The other woman is a tall, slender young spartan in a loose, kimono-like black jacket and pants, her long, lank brown hair pulled back severely, her strong Slavic features firmly set in contemplation of the coming battle. No makeup or jewelry lends even a hint of frivolity to her appearance as she wraps one large hand around the neck of her Strad, tucks it confidently under her chin and prepares to stare down the ghost of Paganini. For Viktoria Mullova, there are no frills in concert, just her, the night and the music. & "I work better under pressure," she says. "I am more concentrated."

Together they make a contrapuntal etude. Mutter, 24, is a child of the prosperous West German bourgeoisie who grew up in a small town near the Black Forest and still returns frequently to visit her family.
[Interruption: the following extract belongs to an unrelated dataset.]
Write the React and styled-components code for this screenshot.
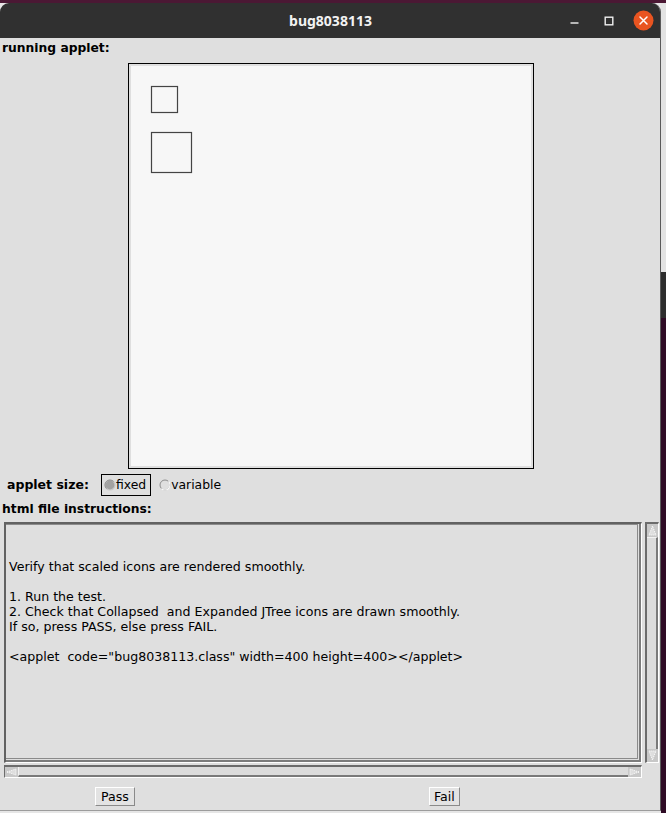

Mullova, 28, abandoned the gray streets and grayer bureaucracy of her native Moscow in 1983. Yet both women, currently in the forefront of young performers on their instrument, are emblematic of an important development in the world of concert music: the rise and triumph of the female solo violinist.

Mutter and Mullova are just two of the many women violinists of talent and temperament now gracing the world's stages. Korean-born Kyung-Wha Chung, 40, shared first prize in the Leventritt Competition with Pinchas Zukerman in 1967, and has since established herself as a major artist on the strength of her burnished tone and fiery passagework. Chung is a performer of great interpretative range and insight who can light up the night with a blazing Tchaikovsky concerto, probe the intimate, sorrowing mysteries of Alban Berg's twelve-tone essay in the form, or tackle Sir Edward Elgar's king-and-country Violin Concerto with equal aplomb. She also plays in a chamber trio with her sister Myung-Wha, a cellist, and her brother Myung-Whun, a pianist now making a career as a conductor.

The burgeoning contingent of Asian performers also boasts the tiny 16-year- old Japanese prodigy Midori (born Midori Goto), a student of noted Violin Teacher Dorothy DeLay at Juilliard. Midori's robust tone and strong technique -- and her uncanny composure in the face of two broken strings during her performance of Leonard Bernstein's Serenade -- stunned a Tanglewood audience on a muggy summer night two years ago at a Boston Symphony concert led by Bernstein.